### DATA SEGMENT:
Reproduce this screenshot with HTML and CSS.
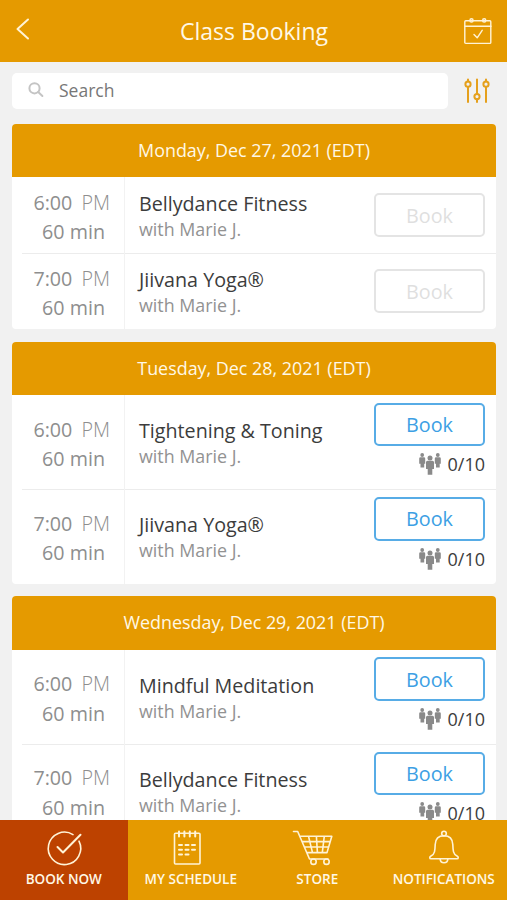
FILE: index.html
```html
<!DOCTYPE html>
<html lang="en">

<head>
  <meta charset="UTF-8">
  <title>Class Booking</title>
  <link rel="stylesheet" href="styles.css">
</head>

<body>

  <!-- shared icon -->
  <svg class="defs" width="0" height="0">
    <symbol id="people" viewBox="0 0 22 22">
      <circle cx="3.2" cy="2" r="1.9" />
      <path d="M.2 5.600q0-1.300 1.300-1.300h3.400q1.300 0 1.300 1.300v5.200H5.200v3.700H1.500v-3.700H.2z" />
      <circle cx="18.8" cy="2" r="1.9" />
      <path d="M15.800 5.600q0-1.300 1.300-1.300h3.400q1.300 0 1.300 1.300v5.200h-1.100v3.700h-3.700v-3.700h-1.200z" />
      <circle cx="11" cy="5" r="2.500" />
      <path d="M7 9.300q0-1.500 1.500-1.500h5q1.500 0 1.500 1.500v6.700H13.300v5.700H8.700v-5.700H7z" />
    </symbol>
  </svg>

  <header class="header">
    <svg class="back" width="14" height="22" viewBox="0 0 14 22">
      <path d="M12 1.500 1.500 11l10.500 9.500" />
    </svg>
    <h1>Class Booking</h1>
    <svg class="calendar" width="28" height="28" viewBox="0 0 28 28">
      <rect x=".8" y="3.8" width="26" height="22.6" rx="1" />
      <path d="M1 9.2h26M10 17.5l3.2 3.3 5-7.5" />
      <circle cx="7.5" cy="3.4" r="1.6" />
      <circle cx="20.2" cy="3.4" r="1.6" />
    </svg>
  </header>

  <div class="search-row">
    <div class="search">
      <svg width="16" height="16" viewBox="0 0 16 16">
        <circle cx="6.5" cy="6.3" r="5.1" />
        <path d="m10.200 10 4.200 4" />
      </svg>
      <span>Search</span>
    </div>
    <svg class="filter" width="26" height="26" viewBox="0 0 26 26">
      <path d="M4 1.500v2M4 9v15M13 1.500v14.300M13 21.600v2.400M22 1.500v2M22 9v15" />
      <circle cx="4" cy="6.2" r="2.6" />
      <circle cx="13" cy="18.6" r="2.6" />
      <circle cx="22" cy="6.2" r="2.6" />
    </svg>
  </div>

  <main class="list">

    <section class="day">
      <h2>Monday, Dec 27, 2021 (EDT)</h2>
      <div class="class-row closed">
        <div class="time"><p>6:00 <span>PM</span></p><p class="length">60 min</p></div>
        <div class="info"><h3>Bellydance Fitness</h3><p>with Marie J.</p></div>
        <div class="action"><button class="book">Book</button></div>
      </div>
      <div class="class-row closed">
        <div class="time"><p>7:00 <span>PM</span></p><p class="length">60 min</p></div>
        <div class="info"><h3>Jiivana Yoga®</h3><p>with Marie J.</p></div>
        <div class="action"><button class="book">Book</button></div>
      </div>
    </section>

    <section class="day">
      <h2>Tuesday, Dec 28, 2021 (EDT)</h2>
      <div class="class-row">
        <div class="time"><p>6:00 <span>PM</span></p><p class="length">60 min</p></div>
        <div class="info"><h3>Tightening &amp; Toning</h3><p>with Marie J.</p></div>
        <div class="action">
          <button class="book">Book</button>
          <div class="spots"><svg><use href="#people" /></svg>0/10</div>
        </div>
      </div>
      <div class="class-row">
        <div class="time"><p>7:00 <span>PM</span></p><p class="length">60 min</p></div>
        <div class="info"><h3>Jiivana Yoga®</h3><p>with Marie J.</p></div>
        <div class="action">
          <button class="book">Book</button>
          <div class="spots"><svg><use href="#people" /></svg>0/10</div>
        </div>
      </div>
    </section>

    <section class="day">
      <h2>Wednesday, Dec 29, 2021 (EDT)</h2>
      <div class="class-row">
        <div class="time"><p>6:00 <span>PM</span></p><p class="length">60 min</p></div>
        <div class="info"><h3>Mindful Meditation</h3><p>with Marie J.</p></div>
        <div class="action">
          <button class="book">Book</button>
          <div class="spots"><svg><use href="#people" /></svg>0/10</div>
        </div>
      </div>
      <div class="class-row">
        <div class="time"><p>7:00 <span>PM</span></p><p class="length">60 min</p></div>
        <div class="info"><h3>Bellydance Fitness</h3><p>with Marie J.</p></div>
        <div class="action">
          <button class="book">Book</button>
          <div class="spots"><svg><use href="#people" /></svg>0/10</div>
        </div>
      </div>
    </section>

  </main>

  <nav class="tabs">
    <a class="tab active">
      <svg width="40" height="40" viewBox="0 0 40 40">
        <path d="M29 6.600A16.200 16.200 0 1 0 35 13.200" />
        <path class="thick" d="m13.500 19 5.500 5.500L36.500 6.800" />
      </svg>
      <span>BOOK NOW</span>
    </a>
    <a class="tab">
      <svg class="notes" width="40" height="40" viewBox="0 0 40 40">
        <rect x="7.5" y="5.2" width="25.5" height="30.8" rx="1" />
        <path class="thick" d="M12 3.500v5M17.400 3.500v5M22.800 3.500v5M28.200 3.500v5" />
        <path class="thick" d="M12 17h3M18.500 17h3M25 17h3M12 21.800h3M18.500 21.800h3M25 21.800h3M12 26.600h3M18.500 26.600h3" />
      </svg>
      <span>MY SCHEDULE</span>
    </a>
    <a class="tab">
      <svg class="cart" width="42" height="40" viewBox="0 0 42 40">
        <path d="M1.500 3.500h4.200L17.500 31H36M7.800 8.200h32L35 24.600H15M10.300 13.600h28M12.400 19h24.400M16.500 8.200l4 16.400M24.400 8.200l1 16.400M32.300 8.200l-2 16.400" />
        <circle cx="21.5" cy="33.7" r="2.7" />
        <circle cx="34.5" cy="33.7" r="2.7" />
      </svg>
      <span>STORE</span>
    </a>
    <a class="tab">
      <svg width="40" height="40" viewBox="0 0 40 40">
        <path d="M7 30.800c-1.600 0-1.700-2 0-2.800 4-1.800 4-6 4.200-11.500C11.500 10.500 15 7.800 20 7.800s8.500 2.700 8.800 8.700C29 22 29 26.200 33 28c1.700.8 1.600 2.800 0 2.800z" />
        <circle cx="20" cy="5.600" r="2.300" />
        <path d="M16.200 31c.2 5 7.400 5 7.600 0" />
      </svg>
      <span>NOTIFICATIONS</span>
    </a>
  </nav>

</body>

</html>
```
FILE: styles.css
```css
* {
  box-sizing: border-box;
}

body {
  margin: 0;
  height: 100vh;
  display: flex;
  flex-direction: column;
  overflow: hidden;
  background-color: #f1f1f1;
  font-family: "Open Sans", sans-serif;
  color: #3c3c3c;
}

h1, h2, h3, p {
  margin: 0;
  font-weight: 400;
}

svg {
  display: block;
  flex: none;
  fill: none;
  stroke-linecap: round;
  stroke-linejoin: round;
}

.defs {
  position: absolute;
}

/* header */
.header {
  flex: none;
  height: 61.5px;
  padding: 0 15px 0 16px;
  display: grid;
  grid-template-columns: 60px 1fr 60px;
  align-items: center;
  background-color: #e59a00;
}

.header svg {
  stroke: #fff3d6;
  stroke-width: 1.4;
}

.header .back {
  margin-bottom: 4px;
  stroke-width: 2;
}

.header .calendar {
  justify-self: end;
}

.header h1 {
  font-size: 23px;
  line-height: 32px;
  padding-top: 1px;
  text-align: center;
  color: #fff8e6;
}

/* search */
.search-row {
  flex: none;
  display: flex;
  align-items: center;
  padding: 11px 17px 15px 12px;
  gap: 16px;
}

.search {
  flex: 1;
  height: 36px;
  padding: 0 0 1px 16px;
  display: flex;
  align-items: center;
  gap: 15px;
  background-color: #fff;
  border-radius: 5px;
  font-size: 17.5px;
  color: #777;
}

.search svg {
  stroke: #c4c4c4;
  stroke-width: 2;
}

.filter {
  stroke: #e5a01c;
  stroke-width: 2;
}

/* class list */
.list {
  flex: 1;
  min-height: 0;
  overflow: hidden;
  padding: 0 11px 0 12px;
}

.day {
  margin-bottom: 12.5px;
  background-color: #fff;
  border-radius: 4px;
  overflow: hidden;
}

.day h2 {
  height: 53.5px;
  line-height: 53.5px;
  font-size: 17.9px;
  text-align: center;
  color: #fff8e6;
  background-color: #e59a00;
}

.class-row {
  height: 94.25px;
  display: grid;
  grid-template-columns: 113px 1fr 122px;
  align-items: center;
}

.class-row.closed {
  height: 76px;
}

/* divider starts a little in from the card edge */
.class-row + .class-row {
  background: linear-gradient(#ececec, #ececec) 10px 0 / 100% 1px no-repeat;
}

.time {
  height: 100%;
  padding: 4px 14px 0 0;
  display: flex;
  flex-direction: column;
  justify-content: center;
  border-right: 1px solid #f2f2f2;
  font-size: 19.7px;
  line-height: 29.5px;
  text-align: right;
  color: #8e8e8e;
}

.time span {
  margin-left: 4px;
  font-weight: 300;
}

.time .length {
  padding-right: 5px;
}

.info {
  padding: 2px 0 0 14px;
  white-space: nowrap;
}

.info h3 {
  font-size: 19.7px;
  line-height: 26px;
}

.info p {
  font-size: 17.85px;
  line-height: 24px;
  color: #929292;
}

.action {
  padding: 0 11px 6px 0;
}

.closed .action {
  padding-bottom: 0;
}

.book {
  display: block;
  width: 111px;
  height: 43.5px;
  padding: 0;
  border: 2px solid #57ace6;
  border-radius: 5px;
  background-color: #fff;
  font-family: inherit;
  font-size: 19.8px;
  color: #3d9fe4;
}

.closed .book {
  border-color: #e4e4e4;
  color: #dfdfdf;
}

.spots {
  margin-top: 7px;
  height: 22px;
  display: flex;
  align-items: center;
  justify-content: flex-end;
  gap: 7px;
  font-size: 18px;
}

.spots svg {
  width: 22px;
  height: 22px;
  fill: #8a8a8a;
}

/* bottom tabs */
.tabs {
  flex: none;
  height: 80.5px;
  display: grid;
  grid-template-columns: 127.5px 1fr 1fr 1fr;
  background-color: #e59a00;
}

.tab {
  padding-top: 8px;
  display: flex;
  flex-direction: column;
  align-items: center;
  font-size: 13.5px;
  line-height: 20px;
  font-weight: 600;
  color: #fff8e6;
}

.tab.active {
  background-color: #bd4200;
}

.tab svg {
  stroke: #fff3d6;
  stroke-width: 1.6;
}

.tab .notes {
  margin-right: 7px;
}

.tab .cart {
  margin-right: 9px;
}

.tab .thick {
  stroke-width: 2;
}

.tab span {
  margin-top: 1px;
}
```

### BRIEF:
Locate each line containing the string "with" and show it.

### COMPLETE ANSWER:
Reproduce this screenshot with HTML and CSS.
        <div class="info"><h3>Bellydance Fitness</h3><p>with Marie J.</p></div>
        <div class="info"><h3>Jiivana Yoga®</h3><p>with Marie J.</p></div>
        <div class="info"><h3>Tightening &amp; Toning</h3><p>with Marie J.</p></div>
        <div class="info"><h3>Jiivana Yoga®</h3><p>with Marie J.</p></div>
        <div class="info"><h3>Mindful Meditation</h3><p>with Marie J.</p></div>
        <div class="info"><h3>Bellydance Fitness</h3><p>with Marie J.</p></div>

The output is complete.